Re: Auto-Increment and DBD Agnosticism
by awwaiid (Friar) on Jun 23, 2004 at 18:11 UTC
Re: Auto-Increment and DBD Agnosticism
by stvn (Monsignor) on Jun 23, 2004 at 20:23 UTC
    The obvious and simple fix is simply to perform a select right after the insert, calling up the auto-increment value that way. This mostly works, though I am concerned that it is going to result in my code executing twice as many SQL statements, and there is the further danger that the saved row is not unique.

    This method is not safe in multi-process environments at all (CGI, mod_perl, etc) as the INSERT followed by the SELECT is not an atomic action. I would stay away from this kludge as it will only get you in trouble down the road.

    On the other hand, I wonder what kind of overhead already exists as the result of the mysql_insertid's availability. Is DBD::mysql already transparently doing something along these lines, or is it somehow optimized?

    No, there is no extra SQL call by DBD::Mysql (as best I know without looking at the source that is). I believe that in the client library for MySQL (which DBD::MySQL uses) the 'last_insert_id' is a function/variable/environmental-parameter of some kind. So its actually optimized in MySQL itself.

    *snip a bunch of stuff* This still leaves a bitter taste in my mouth, but at least it would avoid the superfluity of executing a second statement that wasn't going to be of any value.

    That whole idea leaves a bitter taste in my mouth as well. Anything that is assuming you don't have duplicate data (aside from the primary key) will get you in trouble.

    So, what I would really like to know... Does some better, less hackish way exist to accomplish that which I have described, or am I stuck dealing with it in some way along the lines of what I have delineated herein?

    Subclassing, subclassing, subclassing. There is no such thing as truely "vanilla" SQL (at least not that I have seen and which is usable in a real world situation), so the idea of complete DBD (therefore database) agnosticism is a fantasy. There really exists only one elegant solution, which is to subclass.

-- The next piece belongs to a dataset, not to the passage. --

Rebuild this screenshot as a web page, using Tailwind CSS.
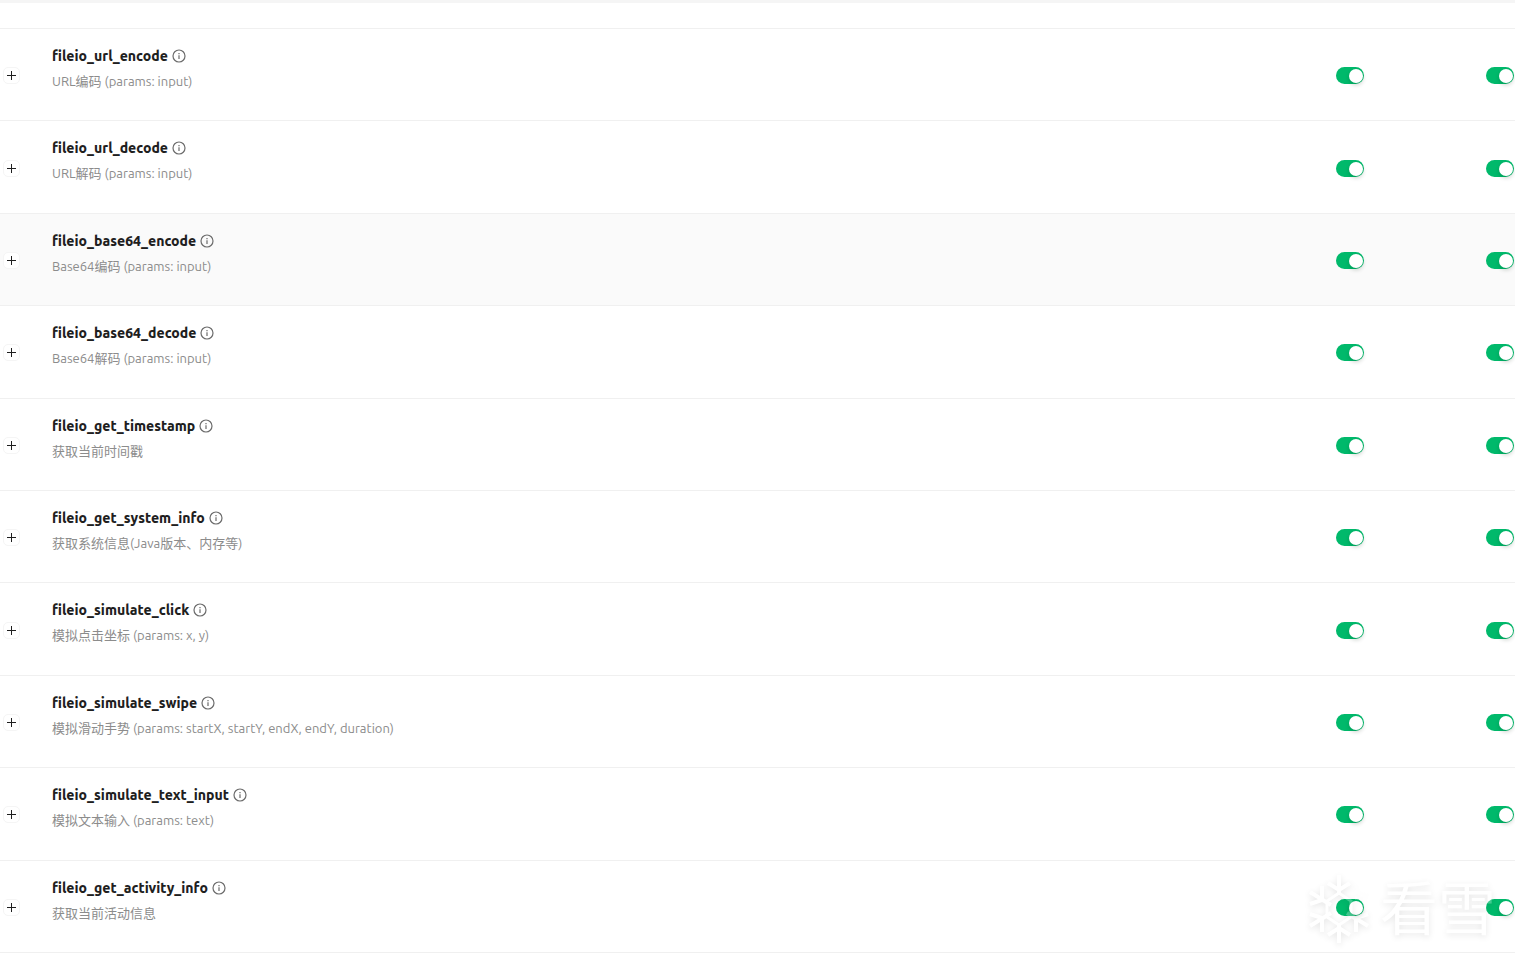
<!DOCTYPE html>
<html lang="zh-CN">
<head>
  <meta charset="UTF-8" />
  <meta name="viewport" content="width=device-width, initial-scale=1.0"/>
  <title>MCP Tools</title>
  <script src="https://cdn.jsdelivr.net/npm/@tailwindcss/browser@4"></script>
  <style>
    body {
      font-family: Ubuntu, 'Noto Sans', 'Noto Sans CJK SC', sans-serif;
    }
  </style>
</head>
<body class="bg-white text-[#1f1f1f] overflow-x-hidden">

  <div class="relative min-h-screen">
    <div class="h-[29px] border-t-3 border-t-[#f5f5f5] border-b border-b-[#f0f0f0]"></div>

    <table class="w-full table-fixed border-separate border-spacing-0">
      <colgroup>
        <col class="w-[36px]" />
        <col />
        <col class="w-[150px]" />
        <col class="w-[45px]" />
      </colgroup>
      <tbody id="toolList"></tbody>
    </table>

    <!-- Watermark -->
    <div class="absolute right-[19px] top-[872px] flex items-center gap-2 text-white opacity-25 pointer-events-none drop-shadow-[0_2px_3px_rgba(0,0,0,0.4)]">
      <svg class="w-[66px] h-[74px]" viewBox="0 0 66 74" fill="none" stroke="currentColor" stroke-width="4">
        <path d="M33 3V21M22 11L33 18L44 11M33 71V53M22 63L33 56L44 63" />
        <path d="M4 20L25 33M16 14V28L4 32M4 54L25 41M16 60V46L4 42M62 54L41 41M50 60V46L62 42" />
        <path stroke-width="3" d="M33 21L45 29V45L33 53L21 45V29Z" />
        <path stroke-width="1" stroke-dasharray="3 3" d="M62 20L43 31M50 12V26L62 32" />
      </svg>
      <span class="text-[58px] leading-[74px] font-normal">看雪</span>
    </div>
  </div>

  <script>
    const tools = [
      { name: "fileio_url_encode", description: "URL编码 (params: input)" },
      { name: "fileio_url_decode", description: "URL解码 (params: input)" },
      { name: "fileio_base64_encode", description: "Base64编码 (params: input)", active: true },
      { name: "fileio_base64_decode", description: "Base64解码 (params: input)" },
      { name: "fileio_get_timestamp", description: "获取当前时间戳" },
      { name: "fileio_get_system_info", description: "获取系统信息(Java版本、内存等)" },
      { name: "fileio_simulate_click", description: "模拟点击坐标 (params: x, y)" },
      { name: "fileio_simulate_swipe", description: "模拟滑动手势 (params: startX, startY, endX, endY, duration)" },
      { name: "fileio_simulate_text_input", description: "模拟文本输入 (params: text)" },
      { name: "fileio_get_activity_info", description: "获取当前活动信息" },
    ];

    const switchClass = "relative block appearance-none w-[28px] h-[17px] rounded-full cursor-pointer bg-gray-300 checked:bg-[#00b96b] before:absolute before:top-[2px] before:left-[2px] checked:before:left-[13px] before:size-[14px] before:rounded-full before:bg-white before:shadow-[0_2px_4px_rgba(0,35,11,0.2)]";

    document.getElementById("toolList").innerHTML = tools.map((tool) => `
      <tr class="${tool.active ? "bg-[#fafafa]" : "bg-white"}">
        <td class="border-b border-[#f0f0f0] pt-[2px] pl-[3px] align-middle">
          <button aria-label="Expand ${tool.name}" class="flex items-center justify-center size-[17px] rounded-[5px] border border-[#f5f5f5] bg-white">
            <svg class="size-[9px]" viewBox="0 0 9 9" stroke="#1f1f1f" stroke-width="1"><path d="M0 4.5H9M4.5 0V9" /></svg>
          </button>
        </td>
        <td class="border-b border-[#f0f0f0] p-4">
          <div class="flex items-center gap-1 h-[22px]">
            <strong class="text-[14px] leading-[22px] font-extrabold">${tool.name}</strong>
            <svg class="size-[14px]" viewBox="0 0 14 14" fill="none" stroke="#6b6b6b" stroke-width="1.2">
              <circle cx="7" cy="7" r="6" />
              <path d="M7 6.2V10M7 4V5.2" />
            </svg>
          </div>
          <p class="mt-1 mb-[13px] text-[13px] leading-[1.57] text-[#8c8c8c]">${tool.description}</p>
        </td>
        <td class="border-b border-[#f0f0f0] pt-[2px] pl-4 align-middle">
          <input type="checkbox" role="switch" aria-label="Enable ${tool.name}" class="${switchClass}" checked />
        </td>
        <td class="border-b border-[#f0f0f0] pt-[2px] pl-4 align-middle">
          <input type="checkbox" role="switch" aria-label="Auto approve ${tool.name}" class="${switchClass}" checked />
        </td>
      </tr>
    `).join("");
  </script>

</body>
</html>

    Also, keep in mind that all DBDs are not alike. Just because the DBI specification says it should do "A", doesn't mean the driver author has to actually implement that (or even better, have time to implement it). You would be surprised how minimal a DBD driver can be, and still "work" with DBI.

    -stvn

      Well, what I was envisioning would be safe in a multi-process environment. It would not be selecting the max id of the table, but rather selecting the id of the row that was inserted by using as conditions the values of the fields of the object that was just saved. I didn't like it as a fix without the imposition that some other key be specified as unique, and furthermore it worries me because of the overhead of the extra query, particularly if it means piping a lot of data back to the server in the form of the conditions.

      I upgraded to DBI 1.42, and tried using the last_insert_id() method, but alas it refused to do anything other than return undef. I don't know what is up with that... My version of DBD::mysql is one away from the latest version, so I tried installing the new one on the suspicion that this would fix it since the latest version of DBD:mysql was released right after the version of DBI that incorporated the last_insert_id() method, but the compile barfed. :-(

        Well, what I was envisioning would be safe in a multi-process environment. It would not be selecting the max id of the table, but rather selecting the id of the row that was inserted by using as conditions the values of the fields of the object that was just saved

        Even that is not safe, since you are relying on the fact that all your data (aside from the primary key) will be unique. This is okay if you have other uniquness constraints on the table, but otherwise you will eventually run into a problem with this. Most systems of this nature rely on the primary key as the natural unique identifier, I would really suggest you stick with that, and subclass for different DBDs.